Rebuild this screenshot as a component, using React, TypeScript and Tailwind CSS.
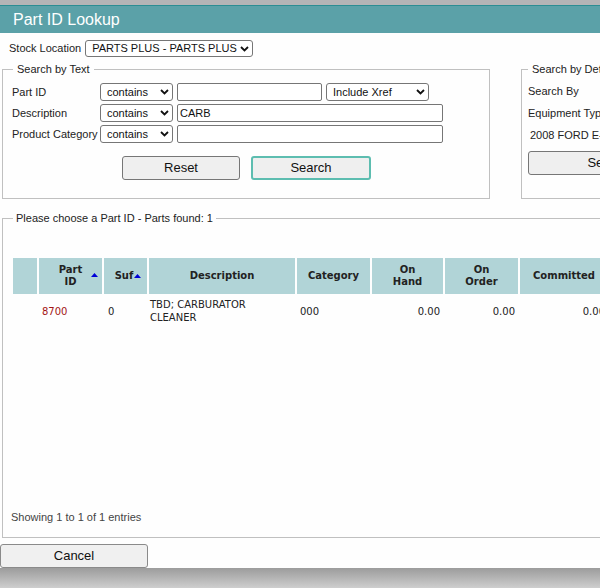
import React from 'react';

const Chevron = () => (
  <svg width="9" height="6" viewBox="0 0 9 6">
    <path d="M1 1l3.5 3.5L8 1" stroke="#111" strokeWidth="1.8" fill="none" />
  </svg>
);

const SortUp = () => (
  <svg width="7" height="4" viewBox="0 0 7 4">
    <path d="M0 4L3.5 0L7 4z" fill="#0000d8" />
  </svg>
);

interface SelProps {
  text: string;
  className: string;
}

const FakeSelect: React.FC<SelProps> = ({ text, className }) => (
  <div
    className={`flex items-center justify-between border border-[#767676] rounded-[3px] bg-white pl-[6px] pr-[3px] text-[#111] ${className}`}
  >
    <span>{text}</span>
    <Chevron />
  </div>
);

const TextBox: React.FC<{ value?: string; className: string }> = ({ value, className }) => (
  <div className={`flex items-center border border-[#767676] rounded-[2px] bg-white px-[2px] text-[#111] ${className}`}>
    {value}
  </div>
);

const columns = [
  { key: 'blank', w: 'w-[24px]' },
  { key: 'part', w: 'w-[63px]' },
  { key: 'suf', w: 'w-[43px]' },
  { key: 'desc', w: 'w-[146px]' },
  { key: 'cat', w: 'w-[73px]' },
  { key: 'hand', w: 'w-[71px]' },
  { key: 'order', w: 'w-[73px]' },
  { key: 'comm', w: 'w-[88px]' },
];

export default function App() {
  return (
    <div className="w-[600px] h-[588px] overflow-hidden bg-[#b4b4b6] font-['Liberation_Sans',Arial,sans-serif] text-[11px] text-[#222]">
      <div className="h-[5px]" />
      <div className="w-[760px]">
        {/* Title bar */}
        <div className="h-[28px] border-t border-[#2c8d93] bg-[#5ba1a8] text-white text-[16px] pl-[13px] flex items-center">
          Part ID Lookup
        </div>

        {/* Body */}
        <div className="h-[535px] bg-[#fefefe] flex flex-col">
          {/* Stock location */}
          <div className="mt-[7px] ml-[9px] flex items-center gap-[4px]">
            <span>Stock Location</span>
            <FakeSelect text="PARTS PLUS - PARTS PLUS" className="w-[168px] h-[17px]" />
          </div>

          {/* Search fieldsets */}
          <div className="mt-[6px] ml-[2px] flex gap-[31px]">
            <fieldset className="w-[488px] border border-[#c0c0c0] p-0 m-0">
              <legend className="ml-[10px] px-[4px] leading-[13px]">Search by Text</legend>
              <div className="pt-[7px] pb-[18px] pl-[9px]">
                <div className="flex flex-col gap-[3px]">
                  <div className="flex items-center h-[18px]">
                    <span className="w-[88px]">Part ID</span>
                    <FakeSelect text="contains" className="w-[73px] h-[18px]" />
                    <TextBox className="w-[145px] h-[18px] ml-[4px]" />
                    <FakeSelect text="Include Xref" className="w-[103px] h-[18px] ml-[4px]" />
                  </div>
                  <div className="flex items-center h-[18px]">
                    <span className="w-[88px]">Description</span>
                    <FakeSelect text="contains" className="w-[73px] h-[18px]" />
                    <TextBox value="CARB" className="w-[266px] h-[18px] ml-[4px]" />
                  </div>
                  <div className="flex items-center h-[18px]">
                    <span className="w-[88px] whitespace-nowrap">Product Category</span>
                    <FakeSelect text="contains" className="w-[73px] h-[18px]" />
                    <TextBox className="w-[266px] h-[18px] ml-[4px]" />
                  </div>
                </div>
                <div className="mt-[13px] ml-[110px] flex gap-[11px]">
                  <div className="w-[118px] h-[24px] flex items-center justify-center bg-[#efefef] border border-[#767676] rounded-[3px] text-[13px] text-[#111]">
                    Reset
                  </div>
                  <div className="w-[120px] h-[24px] flex items-center justify-center bg-[#efefef] border-2 border-[#5dbdb0] rounded-[3px] text-[13px] text-[#111]">
                    Search
                  </div>
                </div>
              </div>
            </fieldset>

            <fieldset className="w-[220px] border border-[#c0c0c0] p-0 m-0">
              <legend className="ml-[6px] px-[4px] leading-[13px] whitespace-nowrap">Search by Details</legend>
              <div className="pl-[6px] pt-[8px] flex flex-col">
                <div className="h-[14px] flex items-center">Search By</div>
                <div className="h-[14px] mt-[8px] flex items-center">Equipment Type</div>
                <div className="h-[14px] mt-[8px] ml-[2px] flex items-center whitespace-nowrap">2008 FORD E-350 VAN</div>
                <div className="mt-[9px] w-[160px] h-[24px] flex items-center justify-center bg-[#efefef] border border-[#767676] rounded-[3px] text-[13px] text-[#111]">
                  Search
                </div>
              </div>
            </fieldset>
          </div>

          {/* Results */}
          <fieldset className="mt-[13px] ml-[2px] w-[740px] border border-[#c0c0c0] p-0 m-0">
            <legend className="ml-[10px] px-[3px] leading-[13px]">Please choose a Part ID - Parts found: 1</legend>
            <div className="h-[312px] flex flex-col pl-[8px]">
              <div className="mt-[33px] ml-[2px] font-['DejaVu_Sans',Verdana,sans-serif] text-[10px] text-[#222]">
                {/* Header */}
                <div className="flex gap-[2px] h-[36px] font-bold leading-[12px]">
                  <div className={`${columns[0].w} bg-[#b1d4d7]`} />
                  <div className={`${columns[1].w} bg-[#b1d4d7] relative flex items-center justify-center text-center`}>
                    <span>Part<br />ID</span>
                    <span className="absolute right-[4px] top-[15px] flex"><SortUp /></span>
                  </div>
                  <div className={`${columns[2].w} bg-[#b1d4d7] relative flex items-center justify-center`}>
                    <span className="mr-[3px]">Suf</span>
                    <span className="absolute right-[6px] top-[16px] flex"><SortUp /></span>
                  </div>
                  <div className={`${columns[3].w} bg-[#b1d4d7] flex items-center justify-center`}>Description</div>
                  <div className={`${columns[4].w} bg-[#b1d4d7] flex items-center justify-center`}>Category</div>
                  <div className={`${columns[5].w} bg-[#b1d4d7] flex items-center justify-center text-center`}>
                    On<br />Hand
                  </div>
                  <div className={`${columns[6].w} bg-[#b1d4d7] flex items-center justify-center text-center`}>
                    On<br />Order
                  </div>
                  <div className={`${columns[7].w} bg-[#b1d4d7] flex items-center justify-center`}>Committed</div>
                </div>

                {/* Row */}
                <div className="flex gap-[2px] pt-[4px] leading-[13px] items-center">
                  <div className={columns[0].w} />
                  <div className={`${columns[1].w} pl-[3px] text-[#a31515]`}>8700</div>
                  <div className={`${columns[2].w} pl-[4px]`}>0</div>
                  <div className={`${columns[3].w} pl-[1px]`}>
                    TBD; CARBURATOR<br />CLEANER
                  </div>
                  <div className={`${columns[4].w} pl-[3px]`}>000</div>
                  <div className={`${columns[5].w} pr-[3px] text-right`}>0.00</div>
                  <div className={`${columns[6].w} pr-[3px] text-right`}>0.00</div>
                  <div className={`${columns[7].w} pr-[3px] text-right`}>0.00</div>
                </div>
              </div>

              <div className="mt-auto mb-[13px] leading-[13px] text-[#444]">Showing 1 to 1 of 1 entries</div>
            </div>
          </fieldset>

          {/* Cancel */}
          <div className="mt-[6px] w-[148px] h-[24px] flex items-center justify-center bg-[#f0f0f0] border border-[#8a8a8a] rounded-[3px] text-[13px] text-[#111]">
            Cancel
          </div>
        </div>
      </div>
      <div className="h-[20px] bg-gradient-to-b from-[#9c9c9c] to-[#cecece]" />
    </div>
  );
}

::::::::

Quote all the lines above exactly as given. Do not include the pictures.

(Complete output):
Rebuild this screenshot as a component, using React, TypeScript and Tailwind CSS.
import React from 'react';

const Chevron = () => (
  <svg width="9" height="6" viewBox="0 0 9 6">
    <path d="M1 1l3.5 3.5L8 1" stroke="#111" strokeWidth="1.8" fill="none" />
  </svg>
);

const SortUp = () => (
  <svg width="7" height="4" viewBox="0 0 7 4">
    <path d="M0 4L3.5 0L7 4z" fill="#0000d8" />
  </svg>
);

interface SelProps {
  text: string;
  className: string;
}

const FakeSelect: React.FC<SelProps> = ({ text, className }) => (
  <div
    className={`flex items-center justify-between border border-[#767676] rounded-[3px] bg-white pl-[6px] pr-[3px] text-[#111] ${className}`}
  >
    <span>{text}</span>
    <Chevron />
  </div>
);

const TextBox: React.FC<{ value?: string; className: string }> = ({ value, className }) => (
  <div className={`flex items-center border border-[#767676] rounded-[2px] bg-white px-[2px] text-[#111] ${className}`}>
    {value}
  </div>
);

const columns = [
  { key: 'blank', w: 'w-[24px]' },
  { key: 'part', w: 'w-[63px]' },
  { key: 'suf', w: 'w-[43px]' },
  { key: 'desc', w: 'w-[146px]' },
  { key: 'cat', w: 'w-[73px]' },
  { key: 'hand', w: 'w-[71px]' },
  { key: 'order', w: 'w-[73px]' },
  { key: 'comm', w: 'w-[88px]' },
];

export default function App() {
  return (
    <div className="w-[600px] h-[588px] overflow-hidden bg-[#b4b4b6] font-['Liberation_Sans',Arial,sans-serif] text-[11px] text-[#222]">
      <div className="h-[5px]" />
      <div className="w-[760px]">
        {/* Title bar */}
        <div className="h-[28px] border-t border-[#2c8d93] bg-[#5ba1a8] text-white text-[16px] pl-[13px] flex items-center">
          Part ID Lookup
        </div>

        {/* Body */}
        <div className="h-[535px] bg-[#fefefe] flex flex-col">
          {/* Stock location */}
          <div className="mt-[7px] ml-[9px] flex items-center gap-[4px]">
            <span>Stock Location</span>
            <FakeSelect text="PARTS PLUS - PARTS PLUS" className="w-[168px] h-[17px]" />
          </div>

          {/* Search fieldsets */}
          <div className="mt-[6px] ml-[2px] flex gap-[31px]">
            <fieldset className="w-[488px] border border-[#c0c0c0] p-0 m-0">
              <legend className="ml-[10px] px-[4px] leading-[13px]">Search by Text</legend>
              <div className="pt-[7px] pb-[18px] pl-[9px]">
                <div className="flex flex-col gap-[3px]">
                  <div className="flex items-center h-[18px]">
                    <span className="w-[88px]">Part ID</span>
                    <FakeSelect text="contains" className="w-[73px] h-[18px]" />
                    <TextBox className="w-[145px] h-[18px] ml-[4px]" />
                    <FakeSelect text="Include Xref" className="w-[103px] h-[18px] ml-[4px]" />
                  </div>
                  <div className="flex items-center h-[18px]">
                    <span className="w-[88px]">Description</span>
                    <FakeSelect text="contains" className="w-[73px] h-[18px]" />
                    <TextBox value="CARB" className="w-[266px] h-[18px] ml-[4px]" />
                  </div>
                  <div className="flex items-center h-[18px]">
                    <span className="w-[88px] whitespace-nowrap">Product Category</span>
                    <FakeSelect text="contains" className="w-[73px] h-[18px]" />
                    <TextBox className="w-[266px] h-[18px] ml-[4px]" />
                  </div>
                </div>
                <div className="mt-[13px] ml-[110px] flex gap-[11px]">
                  <div className="w-[118px] h-[24px] flex items-center justify-center bg-[#efefef] border border-[#767676] rounded-[3px] text-[13px] text-[#111]">
                    Reset
                  </div>
                  <div className="w-[120px] h-[24px] flex items-center justify-center bg-[#efefef] border-2 border-[#5dbdb0] rounded-[3px] text-[13px] text-[#111]">
                    Search
                  </div>
                </div>
              </div>
            </fieldset>

            <fieldset className="w-[220px] border border-[#c0c0c0] p-0 m-0">
              <legend className="ml-[6px] px-[4px] leading-[13px] whitespace-nowrap">Search by Details</legend>
              <div className="pl-[6px] pt-[8px] flex flex-col">
                <div className="h-[14px] flex items-center">Search By</div>
                <div className="h-[14px] mt-[8px] flex items-center">Equipment Type</div>
                <div className="h-[14px] mt-[8px] ml-[2px] flex items-center whitespace-nowrap">2008 FORD E-350 VAN</div>
                <div className="mt-[9px] w-[160px] h-[24px] flex items-center justify-center bg-[#efefef] border border-[#767676] rounded-[3px] text-[13px] text-[#111]">
                  Search
                </div>
              </div>
            </fieldset>
          </div>

          {/* Results */}
          <fieldset className="mt-[13px] ml-[2px] w-[740px] border border-[#c0c0c0] p-0 m-0">
            <legend className="ml-[10px] px-[3px] leading-[13px]">Please choose a Part ID - Parts found: 1</legend>
            <div className="h-[312px] flex flex-col pl-[8px]">
              <div className="mt-[33px] ml-[2px] font-['DejaVu_Sans',Verdana,sans-serif] text-[10px] text-[#222]">
                {/* Header */}
                <div className="flex gap-[2px] h-[36px] font-bold leading-[12px]">
                  <div className={`${columns[0].w} bg-[#b1d4d7]`} />
                  <div className={`${columns[1].w} bg-[#b1d4d7] relative flex items-center justify-center text-center`}>
                    <span>Part<br />ID</span>
                    <span className="absolute right-[4px] top-[15px] flex"><SortUp /></span>
                  </div>
                  <div className={`${columns[2].w} bg-[#b1d4d7] relative flex items-center justify-center`}>
                    <span className="mr-[3px]">Suf</span>
                    <span className="absolute right-[6px] top-[16px] flex"><SortUp /></span>
                  </div>
                  <div className={`${columns[3].w} bg-[#b1d4d7] flex items-center justify-center`}>Description</div>
                  <div className={`${columns[4].w} bg-[#b1d4d7] flex items-center justify-center`}>Category</div>
                  <div className={`${columns[5].w} bg-[#b1d4d7] flex items-center justify-center text-center`}>
                    On<br />Hand
                  </div>
                  <div className={`${columns[6].w} bg-[#b1d4d7] flex items-center justify-center text-center`}>
                    On<br />Order
                  </div>
                  <div className={`${columns[7].w} bg-[#b1d4d7] flex items-center justify-center`}>Committed</div>
                </div>

                {/* Row */}
                <div className="flex gap-[2px] pt-[4px] leading-[13px] items-center">
                  <div className={columns[0].w} />
                  <div className={`${columns[1].w} pl-[3px] text-[#a31515]`}>8700</div>
                  <div className={`${columns[2].w} pl-[4px]`}>0</div>
                  <div className={`${columns[3].w} pl-[1px]`}>
                    TBD; CARBURATOR<br />CLEANER
                  </div>
                  <div className={`${columns[4].w} pl-[3px]`}>000</div>
                  <div className={`${columns[5].w} pr-[3px] text-right`}>0.00</div>
                  <div className={`${columns[6].w} pr-[3px] text-right`}>0.00</div>
                  <div className={`${columns[7].w} pr-[3px] text-right`}>0.00</div>
                </div>
              </div>

              <div className="mt-auto mb-[13px] leading-[13px] text-[#444]">Showing 1 to 1 of 1 entries</div>
            </div>
          </fieldset>

          {/* Cancel */}
          <div className="mt-[6px] w-[148px] h-[24px] flex items-center justify-center bg-[#f0f0f0] border border-[#8a8a8a] rounded-[3px] text-[13px] text-[#111]">
            Cancel
          </div>
        </div>
      </div>
      <div className="h-[20px] bg-gradient-to-b from-[#9c9c9c] to-[#cecece]" />
    </div>
  );
}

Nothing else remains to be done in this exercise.